Martin has inherited his father’s painting and decorating business. It’s smaller now than it was in his father’s time and only Jack, the founder’s brother-in-law, remains of the original crew. But wheeling and dealing and ruthless undercutting is the order of the day for the business to survive, and Martin has learned to be a ruthless employer.
Heno (a belligerent union activist) and Lar (recently back on the job after two years of miserable, frustrating unemployment) are working with Jack renovating a near-derelict three-storey house, with the enticing prospect of months of lucrative overtime when they move on to finish off a newly constructed large factory. And Christmas is coming.
And on that simple construct, Murphy weaves a human interchange that would break the hardest heart: nobody wins, friendship and a lifetime of trust are betrayed and ultimately abandoned to be replaced by animosity, loss of dignity and a realisation that the proud brotherhood of craftsmanship has no place in the new dog-eat-dog Ireland of 1993.
There is no social media interchange in this piece, mobile phones are an expensive and rare novelty, and you need 20p to make a phone call, but the 1993 message is timeless and universal, almost a howl of anguish for a return to decency.
Verdant Productions has given the play a terrific (and timely) revival at the Viking Theatre in Clontarf, with a cast of hugely talented actors
at the top of their form. Stephen Jones is the aggressive Heno, Gerard Byrne the hopeless Jack, Stephen Cromwell the hapless Lar, and Luke Griffin the hardened-by-experience Martin. They’re directed by Tracy Ryan in as good a piece of work as I’ve seen in quite a while.
******* The Schooldays of Thaddeus K sounds vaguely like something out of Kafka. But in this part of the world, Kafka would be translated into English in a stage production. This devised production from Blue Raincoat in Sligo (at the Factory Space) is played almost entirely in Irish.

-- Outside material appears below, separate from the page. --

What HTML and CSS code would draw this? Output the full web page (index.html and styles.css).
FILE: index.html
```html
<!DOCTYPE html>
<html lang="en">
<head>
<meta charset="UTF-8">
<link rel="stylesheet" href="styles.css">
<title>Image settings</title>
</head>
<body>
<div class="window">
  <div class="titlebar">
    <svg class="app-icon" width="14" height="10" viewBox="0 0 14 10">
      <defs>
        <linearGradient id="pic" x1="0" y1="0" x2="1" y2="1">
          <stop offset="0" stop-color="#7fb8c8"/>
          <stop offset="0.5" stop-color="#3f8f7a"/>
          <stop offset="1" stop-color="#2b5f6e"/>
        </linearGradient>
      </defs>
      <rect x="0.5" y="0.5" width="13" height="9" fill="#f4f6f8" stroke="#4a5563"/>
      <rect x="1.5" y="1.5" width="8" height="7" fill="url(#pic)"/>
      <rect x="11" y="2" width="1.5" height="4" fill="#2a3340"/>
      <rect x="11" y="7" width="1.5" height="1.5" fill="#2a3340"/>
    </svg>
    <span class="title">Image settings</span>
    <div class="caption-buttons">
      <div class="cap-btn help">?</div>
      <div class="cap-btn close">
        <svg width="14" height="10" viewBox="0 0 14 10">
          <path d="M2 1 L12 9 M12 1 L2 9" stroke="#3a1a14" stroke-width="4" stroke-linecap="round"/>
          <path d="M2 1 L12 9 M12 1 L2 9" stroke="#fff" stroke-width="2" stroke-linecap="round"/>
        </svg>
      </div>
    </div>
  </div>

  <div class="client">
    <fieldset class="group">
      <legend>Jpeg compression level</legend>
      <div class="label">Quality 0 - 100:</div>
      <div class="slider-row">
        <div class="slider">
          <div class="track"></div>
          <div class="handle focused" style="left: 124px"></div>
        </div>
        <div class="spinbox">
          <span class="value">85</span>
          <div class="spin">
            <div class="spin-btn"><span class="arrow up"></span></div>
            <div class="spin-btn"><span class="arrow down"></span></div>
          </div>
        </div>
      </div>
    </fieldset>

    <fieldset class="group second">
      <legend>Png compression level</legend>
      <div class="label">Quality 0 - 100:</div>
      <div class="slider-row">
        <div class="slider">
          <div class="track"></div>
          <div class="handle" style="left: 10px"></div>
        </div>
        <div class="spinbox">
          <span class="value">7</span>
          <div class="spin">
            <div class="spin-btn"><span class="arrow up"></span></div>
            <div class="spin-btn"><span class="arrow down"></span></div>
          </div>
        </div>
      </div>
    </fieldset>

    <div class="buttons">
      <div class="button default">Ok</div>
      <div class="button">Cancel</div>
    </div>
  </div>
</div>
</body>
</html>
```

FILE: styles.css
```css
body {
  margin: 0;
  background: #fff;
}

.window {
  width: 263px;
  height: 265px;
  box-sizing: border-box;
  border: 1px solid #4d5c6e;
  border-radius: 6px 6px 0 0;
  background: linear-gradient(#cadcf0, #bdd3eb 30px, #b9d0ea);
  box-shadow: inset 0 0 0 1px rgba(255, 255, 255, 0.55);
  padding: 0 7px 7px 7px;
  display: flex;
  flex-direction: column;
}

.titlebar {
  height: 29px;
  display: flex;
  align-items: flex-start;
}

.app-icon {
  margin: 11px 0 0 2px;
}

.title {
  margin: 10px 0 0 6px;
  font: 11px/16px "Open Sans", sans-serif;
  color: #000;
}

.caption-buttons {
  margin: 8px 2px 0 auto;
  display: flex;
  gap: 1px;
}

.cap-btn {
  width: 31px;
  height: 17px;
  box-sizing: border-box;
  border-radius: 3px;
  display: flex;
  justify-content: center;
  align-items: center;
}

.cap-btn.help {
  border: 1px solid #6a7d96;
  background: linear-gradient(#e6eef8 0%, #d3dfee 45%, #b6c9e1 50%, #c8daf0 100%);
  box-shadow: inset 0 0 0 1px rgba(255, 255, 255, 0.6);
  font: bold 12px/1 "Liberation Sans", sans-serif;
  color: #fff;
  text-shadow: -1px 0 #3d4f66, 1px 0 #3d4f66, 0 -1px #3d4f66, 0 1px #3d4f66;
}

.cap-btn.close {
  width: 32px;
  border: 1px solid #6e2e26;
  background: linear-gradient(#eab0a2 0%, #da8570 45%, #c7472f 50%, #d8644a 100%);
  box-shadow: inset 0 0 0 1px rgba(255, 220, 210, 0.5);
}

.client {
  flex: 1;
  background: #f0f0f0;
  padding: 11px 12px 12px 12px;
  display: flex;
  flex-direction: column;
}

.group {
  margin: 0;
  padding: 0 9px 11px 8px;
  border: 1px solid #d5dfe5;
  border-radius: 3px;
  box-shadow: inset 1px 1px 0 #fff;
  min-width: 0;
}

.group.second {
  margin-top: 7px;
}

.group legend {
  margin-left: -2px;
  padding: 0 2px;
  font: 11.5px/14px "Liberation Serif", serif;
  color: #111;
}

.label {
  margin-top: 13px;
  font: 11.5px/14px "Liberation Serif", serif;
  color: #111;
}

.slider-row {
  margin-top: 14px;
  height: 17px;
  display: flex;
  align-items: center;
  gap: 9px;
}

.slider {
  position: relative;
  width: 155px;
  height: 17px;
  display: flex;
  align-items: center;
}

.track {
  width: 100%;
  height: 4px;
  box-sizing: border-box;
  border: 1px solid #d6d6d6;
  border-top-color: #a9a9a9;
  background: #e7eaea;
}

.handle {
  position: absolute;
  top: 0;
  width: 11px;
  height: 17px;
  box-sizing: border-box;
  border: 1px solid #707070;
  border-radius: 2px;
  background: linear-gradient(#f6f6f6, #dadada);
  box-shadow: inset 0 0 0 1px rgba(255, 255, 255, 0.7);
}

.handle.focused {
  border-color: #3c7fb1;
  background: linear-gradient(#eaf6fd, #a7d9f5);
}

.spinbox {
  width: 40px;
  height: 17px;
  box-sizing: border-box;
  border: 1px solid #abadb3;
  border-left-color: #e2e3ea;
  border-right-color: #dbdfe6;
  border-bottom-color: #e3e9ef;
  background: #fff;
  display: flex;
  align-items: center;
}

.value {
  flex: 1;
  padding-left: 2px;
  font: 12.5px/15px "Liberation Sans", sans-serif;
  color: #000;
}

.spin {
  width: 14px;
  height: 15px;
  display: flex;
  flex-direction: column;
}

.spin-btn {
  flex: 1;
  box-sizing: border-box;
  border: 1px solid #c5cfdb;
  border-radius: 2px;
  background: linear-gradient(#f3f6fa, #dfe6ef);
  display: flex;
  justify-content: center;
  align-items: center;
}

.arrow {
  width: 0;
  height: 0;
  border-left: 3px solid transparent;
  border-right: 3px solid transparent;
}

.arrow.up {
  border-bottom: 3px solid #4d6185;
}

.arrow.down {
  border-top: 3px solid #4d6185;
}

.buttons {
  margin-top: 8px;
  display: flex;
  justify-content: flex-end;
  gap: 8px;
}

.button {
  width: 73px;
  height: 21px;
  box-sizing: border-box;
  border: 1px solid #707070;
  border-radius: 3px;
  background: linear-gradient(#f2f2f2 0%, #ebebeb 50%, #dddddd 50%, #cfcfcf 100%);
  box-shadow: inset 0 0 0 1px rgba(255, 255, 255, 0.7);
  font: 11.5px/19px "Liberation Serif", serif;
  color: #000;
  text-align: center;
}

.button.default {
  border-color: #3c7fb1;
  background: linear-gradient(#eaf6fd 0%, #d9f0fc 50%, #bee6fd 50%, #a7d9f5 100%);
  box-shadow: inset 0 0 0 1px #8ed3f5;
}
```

Despite the pretty fiction maintained by the State that everyone who has been through the education system here can speak and understand the first official language, this is not the case. Only a small percentage of people have a working knowledge of it. ( It might even be a good idea to accept this publicly, and have productions in Irish provide English sub-titles.)
As I am not one of the small percentage of those literate in Irish, I found it very difficult to know what the hell was going on in The Schooldays of Thaddeus K, despite the fact the piece has a huge physical element. It is, according to the company website, set in the 1970s, and is centred on a beautifully made boy puppet manipulated by the cast in full view, so that much of the time he appears to be skiing elegantly through the sequences.

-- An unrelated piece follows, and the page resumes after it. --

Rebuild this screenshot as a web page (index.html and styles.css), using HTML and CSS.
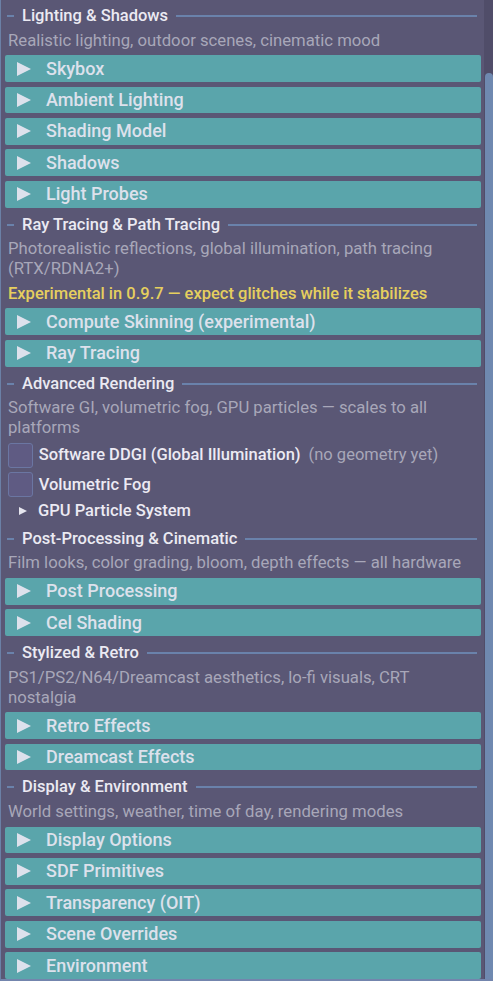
FILE: index.html
```html
<!DOCTYPE html>
<html>
<head>
<meta charset="utf-8">
<link rel="stylesheet" href="styles.css">
</head>
<body>
<div class="window">
  <div class="content">
    <div class="sep-title first"><span class="dash"></span><span class="sep-text">Lighting &amp; Shadows</span><span class="line"></span></div>
    <div class="desc">Realistic lighting, outdoor scenes, cinematic mood</div>
    <div class="header"><svg class="arrow" viewBox="0 0 14 14"><polygon points="0,0 14,7 0,14"/></svg><span>Skybox</span></div>
    <div class="header"><svg class="arrow" viewBox="0 0 14 14"><polygon points="0,0 14,7 0,14"/></svg><span>Ambient Lighting</span></div>
    <div class="header"><svg class="arrow" viewBox="0 0 14 14"><polygon points="0,0 14,7 0,14"/></svg><span>Shading Model</span></div>
    <div class="header"><svg class="arrow" viewBox="0 0 14 14"><polygon points="0,0 14,7 0,14"/></svg><span>Shadows</span></div>
    <div class="header"><svg class="arrow" viewBox="0 0 14 14"><polygon points="0,0 14,7 0,14"/></svg><span>Light Probes</span></div>

    <div class="sep-title"><span class="dash"></span><span class="sep-text">Ray Tracing &amp; Path Tracing</span><span class="line"></span></div>
    <div class="desc">Photorealistic reflections, global illumination, path tracing (RTX/RDNA2+)</div>
    <div class="warn">Experimental in 0.9.7 — expect glitches while it stabilizes</div>
    <div class="header"><svg class="arrow" viewBox="0 0 14 14"><polygon points="0,0 14,7 0,14"/></svg><span>Compute Skinning (experimental)</span></div>
    <div class="header"><svg class="arrow" viewBox="0 0 14 14"><polygon points="0,0 14,7 0,14"/></svg><span>Ray Tracing</span></div>

    <div class="sep-title"><span class="dash"></span><span class="sep-text">Advanced Rendering</span><span class="line"></span></div>
    <div class="desc">Software GI, volumetric fog, GPU particles — scales to all platforms</div>
    <div class="check-row"><span class="box"></span><span class="check-label">Software DDGI (Global Illumination)</span><span class="hint">(no geometry yet)</span></div>
    <div class="check-row"><span class="box"></span><span class="check-label">Volumetric Fog</span></div>
    <div class="tree-node"><svg class="small-arrow" viewBox="0 0 8 8"><polygon points="0,0 8,4 0,8"/></svg><span>GPU Particle System</span></div>

    <div class="sep-title"><span class="dash"></span><span class="sep-text">Post-Processing &amp; Cinematic</span><span class="line"></span></div>
    <div class="desc">Film looks, color grading, bloom, depth effects — all hardware</div>
    <div class="header"><svg class="arrow" viewBox="0 0 14 14"><polygon points="0,0 14,7 0,14"/></svg><span>Post Processing</span></div>
    <div class="header"><svg class="arrow" viewBox="0 0 14 14"><polygon points="0,0 14,7 0,14"/></svg><span>Cel Shading</span></div>

    <div class="sep-title"><span class="dash"></span><span class="sep-text">Stylized &amp; Retro</span><span class="line"></span></div>
    <div class="desc">PS1/PS2/N64/Dreamcast aesthetics, lo-fi visuals, CRT nostalgia</div>
    <div class="header"><svg class="arrow" viewBox="0 0 14 14"><polygon points="0,0 14,7 0,14"/></svg><span>Retro Effects</span></div>
    <div class="header"><svg class="arrow" viewBox="0 0 14 14"><polygon points="0,0 14,7 0,14"/></svg><span>Dreamcast Effects</span></div>

    <div class="sep-title"><span class="dash"></span><span class="sep-text">Display &amp; Environment</span><span class="line"></span></div>
    <div class="desc">World settings, weather, time of day, rendering modes</div>
    <div class="header"><svg class="arrow" viewBox="0 0 14 14"><polygon points="0,0 14,7 0,14"/></svg><span>Display Options</span></div>
    <div class="header"><svg class="arrow" viewBox="0 0 14 14"><polygon points="0,0 14,7 0,14"/></svg><span>SDF Primitives</span></div>
    <div class="header"><svg class="arrow" viewBox="0 0 14 14"><polygon points="0,0 14,7 0,14"/></svg><span>Transparency (OIT)</span></div>
    <div class="header"><svg class="arrow" viewBox="0 0 14 14"><polygon points="0,0 14,7 0,14"/></svg><span>Scene Overrides</span></div>
    <div class="header"><svg class="arrow" viewBox="0 0 14 14"><polygon points="0,0 14,7 0,14"/></svg><span>Environment</span></div>
  </div>
  <div class="scrollbar"><div class="thumb"></div></div>
</div>
</body>
</html>
```

FILE: styles.css
```css
html, body {
  margin: 0;
  padding: 0;
  background: #5a5775;
  overflow: hidden;
}

body {
  font-family: Roboto, "Noto Sans", "Liberation Sans", sans-serif;
  font-size: 16.5px;
  line-height: 20px;
  color: #e9e8f0;
}

.window {
  box-sizing: border-box;
  width: 493px;
  height: 981px;
  display: flex;
  border-left: 1px solid #6b80a6;
  border-bottom: 2px solid #7385ad;
  overflow: hidden;
}

.content {
  flex: 1;
  display: flex;
  flex-direction: column;
  gap: 4.6px;
  padding: 4px 3px 0 4px;
  min-width: 0;
}

.sep-title {
  display: flex;
  align-items: center;
  margin-top: 2.5px;
  margin-left: 2px;
  margin-right: 4px;
  height: 20px;
  flex: none;
  font-weight: 500;
  color: #ebeaf2;
}

.sep-title.first {
  margin-top: 2px;
}

.dash {
  width: 7px;
  height: 2px;
  background: #6a82ab;
  margin-right: 8px;
  flex: none;
}

.sep-text {
  flex: none;
}

.line {
  flex: 1;
  height: 2px;
  background: #6a82ab;
  margin-left: 8px;
}

.desc {
  margin-left: 3px;
  margin-right: 4px;
  font-size: 16.7px;
  color: #a8a7b9;
}

.warn {
  margin-left: 3px;
  color: #e6cf5e;
  font-weight: 500;
}

.header {
  height: 26.8px;
  flex: none;
  display: flex;
  align-items: center;
  background: #5aa5ab;
  border-radius: 2px;
  padding-left: 12px;
  color: #dde1ec;
  font-size: 18px;
  font-weight: 500;
}

.arrow {
  width: 14px;
  height: 14px;
  fill: #dde1ec;
  margin-right: 15px;
  flex: none;
}

.check-row {
  height: 24.7px;
  flex: none;
  display: flex;
  align-items: center;
  margin-left: 3px;
}

.box {
  box-sizing: border-box;
  width: 24.7px;
  height: 24.7px;
  background: #5f5b83;
  border: 1px solid #6b76a2;
  border-radius: 3px;
  margin-right: 6px;
  flex: none;
}

.check-label {
  font-weight: 500;
  color: #eceaf3;
}

.hint {
  margin-left: 8px;
  color: #a8a7b9;
}

.tree-node {
  display: flex;
  align-items: center;
  margin-left: 14px;
  height: 20px;
  flex: none;
  font-weight: 500;
  color: #eceaf3;
}

.small-arrow {
  width: 8px;
  height: 8px;
  fill: #e6e6ef;
  margin-right: 11px;
  flex: none;
}

.scrollbar {
  width: 9px;
  flex: none;
  background: #504d69;
  display: flex;
  flex-direction: column;
  padding-top: 73px;
}

.thumb {
  flex: 1;
  margin-left: 1px;
  background: #6f89b0;
  border-radius: 4px 4px 0 0;
}
```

The Our Father is repeated frequently (that much I got), while the only colour in the black and white scenario is a red balloon carried/ floated tantalisingly in front of him, but always escaping his reach. I took it (I hope correctly) to be his imagination/dreams. Other symbolic elements were a wavering butterfly and a perky little hat that detached itself from him to become a sailboat from time to time. Thaddeus is moved by an ensemble consisting of John Carty, Hilary Bowen-Walsh, Brian Devaney, Miriam Needham and Sandra O’Malley, who seem to be the uncaring elements of his world, mostly schoolteachers who chant, rave and mutter, while frequently shutting him in a cupboard.
As a piece of physical theatre, director Niall Henry has managed admirably to make it convey a system that has/had nothing to do with education, and everything to do with indoctrination and mind control, with church and State as one. At least I think so: that language barrier again.
The culmination gives us an adult Thaddeus emerging from the ever-looming cupboard bowed down, but clutching a giant unfurled Tricolour. Again, I’m not sure whether it symbolised his emergence as a patriotic adult at the end of his schooldays or a Sinn Fein/IRA republican (which many people would consider to be the antithesis of patriotism).
The piece is elegant and looks wonderful, designed by Jamie Vartan and lit by Barry McKinney, with sound by Joe Hunt.